Exercise 4. Volatility and Expected Return Tradeoff#

We will now perform sensitivity analysis of the optimization problem in 3d to characterize the tradeoff between return and risk.

Write Python code to:

  1. Solve the optimization problem for many values of \(\rho\) between min(\(\bar{r}\)) and max(\(\bar{r}\)) and save the results. Use the Pyomo function created in 3d.

  2. Plot \(\rho\) versus \(\sqrt{z}\) (using the saved results).

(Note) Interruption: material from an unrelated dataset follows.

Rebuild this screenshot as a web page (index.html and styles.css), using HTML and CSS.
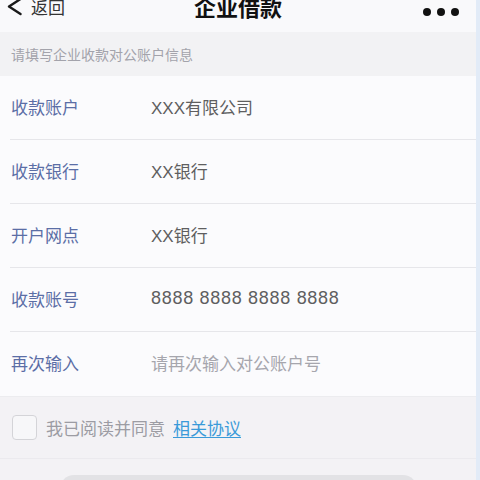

  3. Write at least one sentence to interpret and discuss your plot.

import numpy as np
rho_vals = np.arange(0.0007,0.0038,0.0001)
std_dev = []

# Add your solution here
#Plot

# Add your solution here

Discussion: interpret the plot.

Answer:

Declarations#

Collaboration: If you worked with any classmates, please give their names here. Describe the nature of the collaboration.

Generative AI: If you used any Generative AI tools, please elaborate here.